Political compromises almost always favor the godless. Some people speak of the lesser of two evils way too loosely. They rarely consider the fact that both evils may in fact be far too evil for any Christian to entertain to begin with. A compromise in such a situation is not a small step to victory; it is another big step to long-term defeat. There is a time to take a stand otherwise, even if it means losing an election or suffering some other form of political defeat. This is difficult to do, and in fact, it separates men from boys. There are two types of people who lust for victory no matter the cost: one group will accept any fleeting victory no matter that the cost is of their principles and integrity. The second will fight only for the victory of God’s principles at the cost of popularity and personal prestige. This is the group of men.
3. Civic (magical) religion is a destructive failure
Perhaps the centerpiece of this narrative is Saul’s failure with the sacrifices. He could not pass the test even of Samuel’s mere delay, so he presumed upon the role of the priest and offered the sacrifice to God. We noted how Saul used a pious argument to justify his failure: God’s favor was needed and somebody had to go about the sacrificing, didn’t they? We also noted how this act and argument revealed Saul’s view of his religion to be mechanical and thus magical.
This problem plagues us just as much today, even among so-called “grace not works” evangelicals. It is exacerbated in the social arena. Christians all agree that stealing is wrong, yet tax-funded, compulsory attendance public schools are considered not only necessary, but a great mission field by many Christians. Somehow the mere presence of Christians within this corrupt system is supposed to leaven it and liven it into a healthy, robust environment for pagan and Christian children alike. This is magical thinking.
Many Christians treat the political sphere in general in the same way. If we can just study the right demographics, we can elect the right guy. And if we can just elect this right guy, we will have freedom and sanity in government again. This is magical thinking, and it ignores the one thing that all magical thinking ignores: the Law of God. Magical thinking is the attempt to achieve individual goals by manipulating the environment in some way—just the right way. It always fails, even when the right demographics and the right candidate all fall into place. And the reason it fails is the same reason Samuel told Saul that the kingdom was lost to him: failure to uphold God’s Law. God’s social order is judicial and ethical according to His Word, not mystical and mechanical according to tweaks and manipulations made by man. All of Saul’s political and religious rationalizations meant nothing and prospered nothing at this point. The basic reality was that he refused to obey God, and God refused to give him the favor he wanted. The same is true today: the more we try to achieve political means apart from God’s Law, the more we will fail, and the more we will hear various rationalizations from our political leaders. Christians must be prepared to respond to them, “You have done foolishly. You have not kept the commandment of the Lord you God.” Start here and get serious about it, or else understand that you shall lose the battle and the war sooner or later. In short, your priority if God’s Word. This holds true for politics, too. So get your priorities straight.
4. Civil disobedience
A final point that we will only touch on here is that sometimes the situation calls for Christians to engage in civil disobedience. We’ll visit this at more length in the next chapter, but it first raises its head here. The Philistines had disarmed the people, yet we learn that Saul and Jonathan were yet armed. From Saul’s perspective, we can surely understand this as royal prerogative, or reason of state; but from Jonathan we may understand it also as a zealous case of civil disobedience as well.

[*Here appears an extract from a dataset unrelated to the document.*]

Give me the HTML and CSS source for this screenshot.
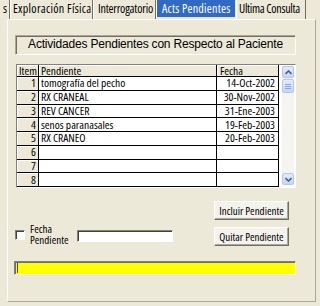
FILE: index.html
```html
<!DOCTYPE html>
<html lang="es">
<head>
<meta charset="utf-8">
<title>Acts Pendientes</title>
<link rel="stylesheet" href="styles.css">
</head>
<body>
<div class="tabs">
  <div class="tab tab-cut">s</div>
  <div class="tab tab-explo">Exploración Física</div>
  <div class="tab tab-inter">Interrogatorio</div>
  <div class="tab tab-active">Acts Pendientes</div>
  <div class="tab tab-ultima">Ultima Consulta</div>
</div>
<div class="panel">
  <div class="title">Actividades Pendientes con Respecto al Paciente</div>
  <div class="grid">
    <table class="flex">
      <colgroup><col class="c-item"><col class="c-pend"><col class="c-fecha"></colgroup>
      <thead>
        <tr><th class="fixed">Item</th><th class="fixed">Pendiente</th><th class="fixed">Fecha</th></tr>
      </thead>
      <tbody>
        <tr><td class="fixed num">1</td><td>tomografía del pecho</td><td class="date">14-Oct-2002</td></tr>
        <tr><td class="fixed num">2</td><td>RX CRANEAL</td><td class="date">30-Nov-2002</td></tr>
        <tr><td class="fixed num">3</td><td>REV CANCER</td><td class="date">31-Ene-2003</td></tr>
        <tr><td class="fixed num">4</td><td>senos paranasales</td><td class="date">19-Feb-2003</td></tr>
        <tr><td class="fixed num">5</td><td>RX CRANEO</td><td class="date">20-Feb-2003</td></tr>
        <tr><td class="fixed num">6</td><td></td><td class="date"></td></tr>
        <tr><td class="fixed num">7</td><td></td><td class="date"></td></tr>
        <tr><td class="fixed num">8</td><td></td><td class="date"></td></tr>
      </tbody>
    </table>
    <div class="scrollbar">
      <div class="sb-btn">
        <svg width="7" height="5" viewBox="0 0 7 5"><path d="M0.5 4 L3.5 1 L6.5 4" fill="none" stroke="#4D6185" stroke-width="1.6"/></svg>
      </div>
      <div class="sb-thumb"><span></span><span></span><span></span></div>
      <div class="sb-track"></div>
      <div class="sb-btn">
        <svg width="7" height="5" viewBox="0 0 7 5"><path d="M0.5 1 L3.5 4 L6.5 1" fill="none" stroke="#4D6185" stroke-width="1.6"/></svg>
      </div>
    </div>
  </div>
  <div class="controls">
    <div class="left">
      <span class="check"></span>
      <span class="check-label">Fecha<br>Pendiente</span>
      <span class="textbox"></span>
    </div>
    <div class="buttons">
      <button class="btn">Incluir Pendiente</button>
      <button class="btn">Quitar Pendiente</button>
    </div>
  </div>
  <div class="status"><span class="caret"></span></div>
</div>
</body>
</html>
```
FILE: styles.css
```css
* { box-sizing: border-box; margin: 0; padding: 0; }

body {
  width: 320px;
  height: 306px;
  overflow: hidden;
  background: #ECE9D8;
  font-family: "Open Sans", "Liberation Sans", Arial, sans-serif;
  font-stretch: 82%;
  font-size: 11.5px;
  color: #000;
}

/* tabs */
.tabs { display: flex; height: 19px; font-size: 12px; }
.tab {
  height: 19px;
  line-height: 17px;
  white-space: nowrap;
  overflow: hidden;
  border-left: 1px solid #fff;
  border-right: 1px solid #716F64;
}
.tab-cut { width: 10px; border-left: 0; text-align: right; padding-right: 2px; }
.tab-explo { width: 83px; padding-left: 2px; letter-spacing: 0.3px; }
.tab-inter { width: 63px; padding-left: 4px; letter-spacing: -0.2px; }
.tab-active {
  width: 80px;
  height: 17px;
  background: #316AC5;
  color: #fff;
  padding-left: 5px;
  letter-spacing: 0.25px;
  border-right: 1px solid #ECE9D8;
}
.tab-ultima { width: 70px; padding-left: 2px; letter-spacing: -0.3px; }

/* panel */
.panel {
  margin-left: 7px;
  width: 309px;
  height: 283px;
  border: 1px solid;
  border-color: #fff #ACA899 #ACA899 #fff;
}

.title {
  margin: 15px 19px 0 7px;
  height: 20px;
  border: 1px solid;
  border-color: #ACA899 #fff #fff #ACA899;
  box-shadow: inset 1px 1px 0 #716F64;
  font-family: "Liberation Sans", Arial, sans-serif;
  font-stretch: normal;
  font-size: 12px;
  letter-spacing: -0.2px;
  line-height: 16px;
  text-align: center;
  white-space: nowrap;
}

/* grid */
.grid {
  display: flex;
  margin: 9px 19px 0 8px;
  width: 280px;
  height: 124px;
  border: 1px solid;
  border-color: #808080 #fff #fff #808080;
  background: #fff;
}
.flex {
  width: 262px;
  table-layout: fixed;
  border-collapse: separate;
  border-spacing: 0;
  align-self: flex-start;
}
.c-item { width: 22px; }
.c-pend { width: 178px; }
.c-fecha { width: 62px; }
.flex th, .flex td {
  border-right: 1px solid #000;
  border-bottom: 1px solid #000;
  font-weight: normal;
  text-align: left;
  white-space: nowrap;
  padding: 0 0 0 2px;
  vertical-align: middle;
}
.flex thead th { height: 12px; line-height: 11px; }
.flex tbody td { height: 13.75px; line-height: 12px; }
.flex .fixed { background: #ECE9D8; box-shadow: inset 1px 1px 0 #fff; }
.flex th.fixed:nth-child(3) { padding-left: 3px; }
.flex .num { text-align: right; padding: 0 2px 0 0; }
.flex .date { text-align: right; padding: 0 3px 0 0; }

/* scrollbar */
.scrollbar {
  display: flex;
  flex-direction: column;
  width: 12px;
  margin: 1px 1px 2px 3px;
  background: #F5F4EF;
}
.sb-btn, .sb-thumb {
  border: 1px solid #B5C8F3;
  border-radius: 2px;
  background: linear-gradient(#E3EBFE, #C4D5FB);
}
.sb-btn {
  height: 12px;
  display: flex;
  align-items: center;
  justify-content: center;
}
.sb-thumb {
  margin-top: 1px;
  height: 14px;
  display: flex;
  flex-direction: column;
  align-items: center;
  justify-content: center;
  gap: 1px;
}
.sb-thumb span { width: 6px; height: 1px; background: #8CA6E3; }
.sb-track { flex: 1; }

/* controls */
.controls {
  display: flex;
  justify-content: space-between;
  align-items: flex-start;
  margin: 13px 19px 0 7px;
}
.left {
  display: flex;
  align-items: center;
  margin-top: 22px;
}
.check {
  width: 10px;
  height: 10px;
  margin-top: 1px;
  background: #fff;
  border: 1px solid;
  border-color: #808080 #fff #fff #808080;
  box-shadow: inset 1px 1px 0 #404040;
}
.check-label {
  width: 47px;
  margin-left: 5px;
  font-size: 11px;
  line-height: 11px;
  white-space: nowrap;
}
.textbox {
  width: 96px;
  height: 12px;
  margin-top: 4px;
  background: #fff;
  border: 1px solid;
  border-color: #808080 #fff #fff #808080;
  box-shadow: inset 1px 1px 0 #404040;
}
.buttons {
  display: flex;
  flex-direction: column;
  gap: 7px;
  margin-right: 7px;
}
.btn {
  width: 75px;
  height: 19px;
  font: inherit;
  font-size: 11px;
  font-stretch: 80%;
  white-space: nowrap;
  color: #000;
  background: #F3F2EC;
  border: 1px solid;
  border-color: #fff #716F64 #716F64 #fff;
  box-shadow: inset -1px -1px 0 #ACA899;
}

/* status */
.status {
  display: flex;
  align-items: center;
  margin: 15px 19px 0 6px;
  height: 14px;
  background: #FFFF00;
  border: 1px solid;
  border-color: #808080 #F4F3EE #F4F3EE #808080;
  box-shadow: inset 1px 1px 0 #716F64;
}
.caret {
  width: 1px;
  height: 10px;
  margin-left: 2px;
  background: #404040;
}
```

The issue was disarmament, which we have seen is very keenly an infraction of biblical rights. Yet Saul had done nothing. The prevailing law of the land was the practice of the Philistine oppression. Jonathan disobeyed, and as we shall see next time, he used this very issue as a means of frightening the entire Philistine army into retreat.

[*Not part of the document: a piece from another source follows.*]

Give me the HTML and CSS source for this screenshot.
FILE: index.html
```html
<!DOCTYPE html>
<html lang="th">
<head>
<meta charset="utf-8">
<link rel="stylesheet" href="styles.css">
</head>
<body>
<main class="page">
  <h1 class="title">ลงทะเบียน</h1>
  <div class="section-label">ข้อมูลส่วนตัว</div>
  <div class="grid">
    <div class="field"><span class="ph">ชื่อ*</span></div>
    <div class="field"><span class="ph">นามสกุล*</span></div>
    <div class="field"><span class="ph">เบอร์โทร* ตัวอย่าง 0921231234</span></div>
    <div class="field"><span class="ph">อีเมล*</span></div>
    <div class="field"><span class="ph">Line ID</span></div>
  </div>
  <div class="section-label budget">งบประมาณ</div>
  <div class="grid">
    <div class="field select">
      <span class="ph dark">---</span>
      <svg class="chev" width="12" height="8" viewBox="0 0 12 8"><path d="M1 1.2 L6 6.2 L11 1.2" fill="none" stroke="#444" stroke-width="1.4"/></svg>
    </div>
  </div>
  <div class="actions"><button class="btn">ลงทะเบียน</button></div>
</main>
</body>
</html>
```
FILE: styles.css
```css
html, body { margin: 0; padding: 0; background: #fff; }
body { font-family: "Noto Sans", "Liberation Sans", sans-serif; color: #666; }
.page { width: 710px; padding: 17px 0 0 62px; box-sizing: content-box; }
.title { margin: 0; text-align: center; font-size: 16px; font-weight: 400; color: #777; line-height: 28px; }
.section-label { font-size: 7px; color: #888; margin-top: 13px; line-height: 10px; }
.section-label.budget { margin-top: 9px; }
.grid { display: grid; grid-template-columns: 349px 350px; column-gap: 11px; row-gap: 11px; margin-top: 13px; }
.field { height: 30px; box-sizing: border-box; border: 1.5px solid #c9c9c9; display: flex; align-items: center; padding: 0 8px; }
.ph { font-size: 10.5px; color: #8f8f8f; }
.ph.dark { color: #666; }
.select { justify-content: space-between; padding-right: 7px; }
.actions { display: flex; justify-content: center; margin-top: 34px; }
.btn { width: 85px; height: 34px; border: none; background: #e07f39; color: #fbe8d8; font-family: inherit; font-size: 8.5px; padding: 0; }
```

This highlights the biblical view of the relationship between church and state: the Word of God must rule both, and when the state ignores God’s Law, Christians have a right to obey God and not the state. This was the view of the New Testament Apostles who famously argued, “We must obey God rather than men” (Acts 5:29). Jonathan held this view. It means that sometimes civil disobedience is necessary. The necessity is not to be judged by the whims of man, but by the Word of God. Civil disobedience is a reality, but it is never justified if it goes against God’s Word. But this means also that sometimes, God’s Word may require civil disobedience as it goes against the state.
There is more we could say in application, particularly in regard to the types of rationalizations Saul gives for his defiance of God’s Law, and also in regard to the nature of his defiance as blasphemy. We will save this for when we cover his even more robust rebellion in chapter 15.
In the big picture, the question is one of priorities. This question will be answered at the levels of both the individual and the society. Who is God? Who represents this God? What is His Law? What are His remedies and sanctions? Who shall inherit? Our views of safety, defense, tyranny, freedom, political priorities, and religious devotion itself will be shaped by the way we answer those questions. Let us answer them like Samuel, not Saul. Let us live faithfully despite both Saul and Philistine.
[1] The literal Hebrew could mean that Saul was only one year old when he began to reign. If so, this would most likely be counting from the point in time at which Saul became a “new man” (1 Sam. 10:6). But the text could also mean that Saul was one year into his reign, and now in the second year, the following events took place.
[2] Francis Grose, Military Antiquities Respecting a History of the British Army, from the Conquest to the Present Time, 2 vol. (London: Egerton and Kearsley, 1801), 1:1–2.
[3] William Blackstone, Commentaries on the Laws of England, 4 vol., 1:139.